Polizisten suchen den Friedhof nach Spuren ab

Der Bereich rund um den Fundort ist weiträumig abgesperrt. Beamte der Einsatzhundertschaft suchen das Gräberfeld Nummer 62 Zentimeter für Zentimeter ab. Sie greifen behutsam in die Blumen auf den umliegenden Gräbern, heben Vasen und Werkzeuge an, die hinter Grabsteinen unbenutzt abgelegt sind. Alles, was nicht hierhin gehört, wird vorsichtig eingepackt, um später untersucht zu werden. Ein ganzes Bündel brauner Umschläge mit möglichen Beweismitteln transportieren die Beamten gegen 14.30 Uhr ab. Zu dieser Zeit wird auch die Tote im Wagen eines Bestattungsunternehmens weggebracht. Die Obduktion der Toten am Freitagvormittag soll Klarheit über die Todesursache ergeben. „Sie hatte Verletzungen. Ob diese aber tödlich waren, können wir noch nicht sagen“, so der Polizeisprecher Geiger.

Während die Arbeiten der Polizei am Tatort laufen, darf niemand den abgesperrten Bereich betreten. Auch Angehörige dürfen in dieser Zeit nicht zu Gräbern in dem Abschnitt. Beerdigungen fanden in diesem Teil von Stuttgarts größtem Friedhof am Donnerstag keine statt, die meisten umliegenden Gräber sind schon älter.

40 Beamte arbeiten in der Soko Nord an dem Fall

Die Kriminalpolizei hat eine Sonderkommission eingerichtet. Der „Soko Nord“ gehören 40 Beamte an, die sich zunächst ausschließlich mit dem Tötungsdelikt befassen werden. Der Name „Soko Friedhof“ sei schon bei einem früheren Fall vergeben worden, hieß es.

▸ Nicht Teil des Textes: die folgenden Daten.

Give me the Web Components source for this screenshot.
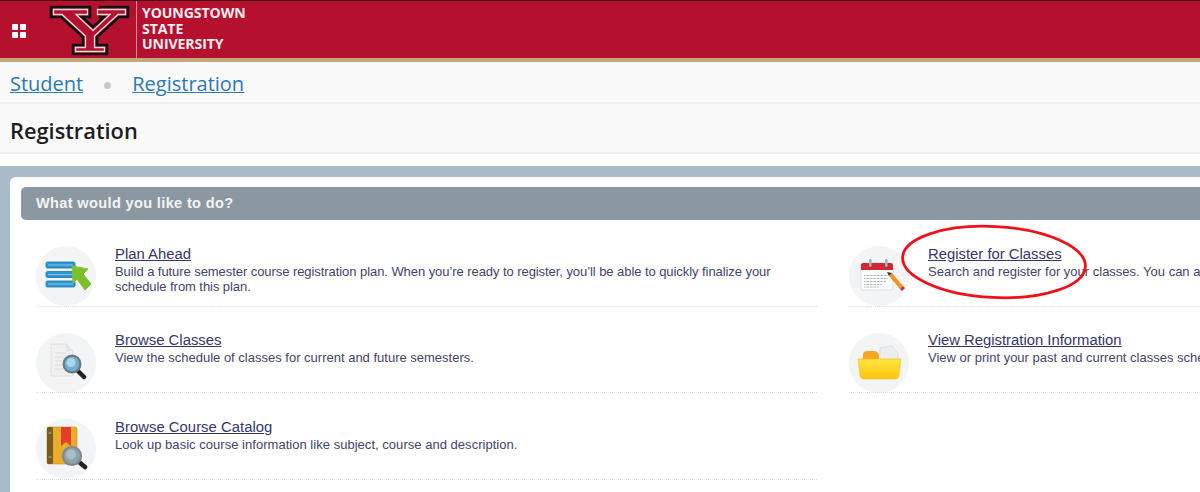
<!DOCTYPE html>
<html lang="en"><head><meta charset="utf-8"><title>Registration</title>
<style>
html,body{margin:0;padding:0;background:#fff;}
body{width:1200px;height:492px;overflow:hidden;font-family:"Liberation Sans",Arial,sans-serif;position:relative;}
yt-action svg{display:block;width:60px;height:60px;filter:blur(.35px);overflow:visible;}
</style></head><body>
<template id="t-header"><style>
:host{display:flex;align-items:stretch;height:62px;box-sizing:border-box;background:#b5112f;border-top:1px solid #3a1015;border-bottom:4px solid #bfa97c;}
.grid{display:grid;grid-template-columns:6px 6px;grid-auto-rows:6px;gap:2px;align-self:center;margin:3px 0 0 12px;}
.grid i{background:#fff;border-radius:1px;}
svg{display:block;margin-left:22px;width:84px;height:57px;flex:none;filter:blur(.3px);}
.rule{width:1px;background:#e08a96;margin-left:4px;}
.name{margin-left:5px;padding-top:4px;font:700 14.1px/15.6px "Open Sans",sans-serif;color:#f4ecee;letter-spacing:-.1px;}
</style>
<div class="grid"><i></i><i></i><i></i><i></i></div>
<svg viewBox="48 0 84 57" aria-label="Y logo"><polygon points="51,6 90,6 90,16 82,16 93,26 104,16 100,16 100,6 128,6 128,16 119,16 97,36 97,44 107,44 107,53 73,53 73,44 83,44 83,36 61,16 51,16" fill="#b5112f" stroke="#111" stroke-width="2.6" stroke-linejoin="miter"/><polygon points="53.5,8.5 87.5,8.5 87.5,13.5 76,13.5 93,29.5 110,13.5 97.5,13.5 97.5,8.5 125.5,8.5 125.5,13.5 118,13.5 94.5,35 94.5,46.5 104.5,46.5 104.5,50.5 75.5,50.5 75.5,46.5 85.5,46.5 85.5,35 62,13.5 53.5,13.5" fill="#b5112f" stroke="#e8dcdc" stroke-width="1.3"/></svg>
<div class="rule"></div>
<div class="name">YOUNGSTOWN<br>STATE<br>UNIVERSITY</div></template>

<template id="t-crumbs"><style>
:host{display:flex;align-items:center;height:42px;box-sizing:border-box;padding:3px 0 0 10px;background:#f9f9f9;font:20px "Open Sans",sans-serif;border-bottom:2px solid #efefef;}
::slotted(a){color:#2a78b5;text-decoration:underline;text-decoration-thickness:1px;}
i{width:7px;height:7px;border-radius:50%;background:#c4c8cb;margin:3px 21px 0 21px;}
</style><slot name="a"></slot><i></i><slot name="b"></slot></template>

<template id="t-title"><style>
:host{display:block;height:50px;box-sizing:border-box;padding:0 0 0 10px;background:#f9f9f9;border-bottom:2px solid #efefef;font:600 21.8px/54px "Open Sans",sans-serif;color:#1d1d1d;}
</style><slot></slot></template>

<template id="t-panel"><style>
:host{display:block;margin-top:12px;height:326px;box-sizing:border-box;padding:11px 0 0 10px;background:#a9bac8;}
.card{background:#fff;border-radius:6px 0 0 0;height:100%;padding:10px 0 0 11px;box-sizing:border-box;}
h2{margin:0;height:33px;box-sizing:border-box;padding-left:15px;background:#8b98a2;border-radius:5px 0 0 5px;color:#f2f4f5;font:700 14.6px/33px "Liberation Sans",sans-serif;letter-spacing:.33px;}
.cols{display:grid;grid-template-columns:796px 1fr;column-gap:17px;grid-auto-rows:86.5px;overflow:hidden;}
</style><div class="card"><h2><slot name="heading"></slot></h2><div class="cols"><slot></slot></div></div></template>

<template id="t-action"><style>
:host{display:flex;box-sizing:border-box;height:86.5px;padding:26px 0 0 15px;min-width:0;overflow:hidden;position:relative;}
:host::after{content:"";position:absolute;left:15px;right:0;top:85.5px;border-top:1px dotted #dcdcdc;}
.ic{width:60px;height:60px;flex:none;border-radius:50%;background:#f2f4f6;margin-right:19px;}
.tx{min-width:0;white-space:normal;font:13px/15px "Liberation Sans",sans-serif;color:#43436b;margin-top:-.5px;}
a{display:block;font:14.85px/17px "Liberation Sans",sans-serif;color:#35356a;text-decoration:underline;width:max-content;margin-bottom:1px;}
:host([nowrap]) .tx{white-space:nowrap;}
.d{display:block;max-width:680px;}
</style><div class="ic"><slot name="icon"></slot></div><div class="tx"><a href="#"><slot name="title"></slot></a><span class="d"><slot></slot></span></div></template>

<template id="t-mark"><style>:host{display:block;position:absolute;left:900px;top:224px;width:190px;height:76px;pointer-events:none;}
svg{display:block;width:190px;height:76px;overflow:visible}</style>
<svg viewBox="0 0 190 76"><ellipse cx="94" cy="38" rx="91.5" ry="35.5" transform="rotate(3 94 38)" fill="none" stroke="#f0101a" stroke-width="2.8"/></svg></template>

<yt-header></yt-header>
<yt-crumbs><a slot="a" href="#">Student</a><a slot="b" href="#">Registration</a></yt-crumbs>
<yt-title>Registration</yt-title>
<yt-panel>
<span slot="heading">What would you like to do?</span>
<yt-action style="letter-spacing:-.065px">
<svg slot="icon" viewBox="0 0 60 60"><g fill="#2f95cf" stroke="#1c78ae" stroke-width=".8"><rect x="10" y="16" width="29" height="6" rx="1.5"/><rect x="10" y="25.5" width="29" height="6" rx="1.5"/><rect x="10" y="35" width="29" height="6" rx="1.5"/></g><g stroke="#9ad4f0" stroke-width=".8"><path d="M12 19H37M12 28.5H37M12 38H37"/></g><path d="M36 20 L52 23 L47 28 L55 38 L49 44 L41 33 L37 37Z" fill="#7ebf2e" stroke="#7ebf2e" stroke-width="1" stroke-linejoin="round"/></svg>
<span slot="title" style="letter-spacing:0">Plan Ahead</span>Build a future semester course registration plan. When you’re ready to register, you’ll be able to quickly finalize your schedule from this plan.</yt-action>
<yt-action nowrap>
<svg slot="icon" viewBox="0 0 60 60"><rect x="12" y="17" width="32" height="27" rx="2" fill="#fdfdfd" stroke="#dddddd"/><path d="M12 24V19C12 18 13 17 14 17H42C43 17 44 18 44 19V24Z" fill="#cc2a2f"/><rect x="20" y="13" width="2.6" height="8" rx="1.2" fill="#9fb0bd"/><rect x="36" y="13" width="2.6" height="8" rx="1.2" fill="#9fb0bd"/><g stroke="#a9b9b5" stroke-width="1.2" fill="none"><path d="M15 29.5H39M15 32.5H39M15 35.5H37M15 38.5H33M15 41H30"/><path d="M17 28.5V42M20.5 28.5V42M24 28.5V42M27.5 28.5V42M31 28.5V42M34.5 28V37M38 28V34" stroke-width=".8" stroke="#fff"/></g><path d="M40 30 L43 27 L54 40 L51 43Z" fill="#f1942c"/><path d="M40 30 L43 27 L38 26Z" fill="#333"/><path d="M54 40 L51 43 L53 45 L56 42Z" fill="#c8353a"/></svg>
<span slot="title">Register for Classes</span>Search and register for your classes. You can also view and manage your schedule.</yt-action>
<yt-action nowrap>
<svg slot="icon" viewBox="0 0 60 60"><path d="M15 11H30L37 18V43H15Z" fill="#f0f0ee" stroke="#e0e0de"/><path d="M30 11V18H37Z" fill="#e0e4e6"/><path d="M19 20H30M19 24H28M19 28H26M19 32H26M19 36H27" stroke="#dadad8" stroke-width="1"/><path d="M42 38L48 44" stroke="#222" stroke-width="4.5" stroke-linecap="round"/><circle cx="36" cy="31" r="8.4" fill="#6fb1cf" stroke="#6c7a82" stroke-width="2.2"/><circle cx="35" cy="29.5" r="4.5" fill="#a9d6ea"/></svg>
<span slot="title">Browse Classes</span>View the schedule of classes for current and future semesters.</yt-action>
<yt-action nowrap>
<svg slot="icon" viewBox="0 0 60 60"><defs><linearGradient id="f" x1="0" y1="0" x2="0" y2="1"><stop offset="0" stop-color="#ffe640"/><stop offset="1" stop-color="#fdc412"/></linearGradient></defs><path d="M31 15 L43 13 L49 20 L49 30 L31 30Z" fill="#eceeef" stroke="#d9dcde"/><path d="M14 27V21C14 19 16 18 19 18H24C28 18 30 20 30 23V27Z" fill="#f6a623"/><path d="M9 26H52L50 42C50 45 48 46 45 46H16C13 46 11 45 11 42Z" fill="url(#f)" stroke="#f5b818" stroke-width=".6"/></svg>
<span slot="title">View Registration Information</span>View or print your past and current classes schedule and registration details.</yt-action>
<yt-action nowrap style="letter-spacing:.03px">
<svg slot="icon" viewBox="0 0 60 60"><rect x="11" y="8" width="30" height="37" rx="2" fill="#e9ad2e" stroke="#c98e1e" stroke-width=".6"/><rect x="11" y="8" width="6" height="37" rx="1.5" fill="#7a5a1e"/><path d="M12.5 14H15.5M12.5 38H15.5" stroke="#d9b060" stroke-width="1"/><path d="M25 8H35V27L30 23L25 27Z" fill="#e53d2c"/><path d="M43 43L49 48" stroke="#222" stroke-width="4.5" stroke-linecap="round"/><circle cx="36" cy="37" r="9" fill="#8da2aa" stroke="#7c8a90" stroke-width="2.2"/><circle cx="35" cy="35.5" r="5" fill="#a9bdc3"/></svg>
<span slot="title">Browse Course Catalog</span>Look up basic course information like subject, course and description.</yt-action>
</yt-panel>
<yt-mark></yt-mark>
<script>
for (const [tag,tpl] of [['yt-header','t-header'],['yt-crumbs','t-crumbs'],['yt-title','t-title'],['yt-panel','t-panel'],['yt-action','t-action'],['yt-mark','t-mark']]) {
  customElements.define(tag, class extends HTMLElement {
    constructor(){super();this.attachShadow({mode:'open'}).appendChild(document.getElementById(tpl).content.cloneNode(true));}
  });
}
</script>
</body></html>
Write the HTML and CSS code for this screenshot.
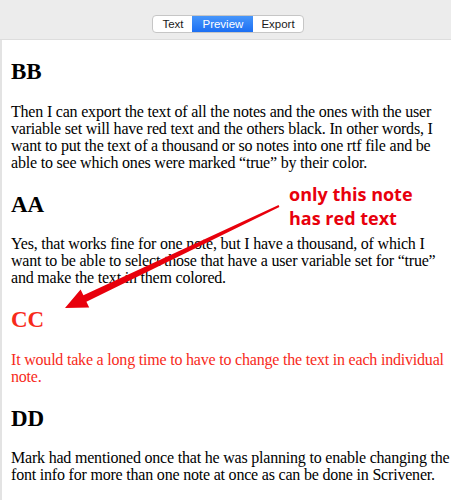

Für die Ermittler, die Tötungsdelikte bei der Stuttgarter Kriminalpolizei bearbeiten, ist die Tote vom Pragfriedhof seit Langem wieder ein großer Fall. In Stuttgart ist nicht nur in diesem Jahr noch kein Mord begangen worden. Das Verbrechen ist das erste aufsehenerregende Tötungsdelikt seit dem Fund der beiden Kofferleichen im Juni 2014. Damals fanden Passanten im Schlossgarten zwei Koffer, in denen Leichen versteckt waren. Nach kurzer Zeit wurde ein Bekannter der Opfer der Tat überführt, der sie aus Eifersucht getötet haben soll.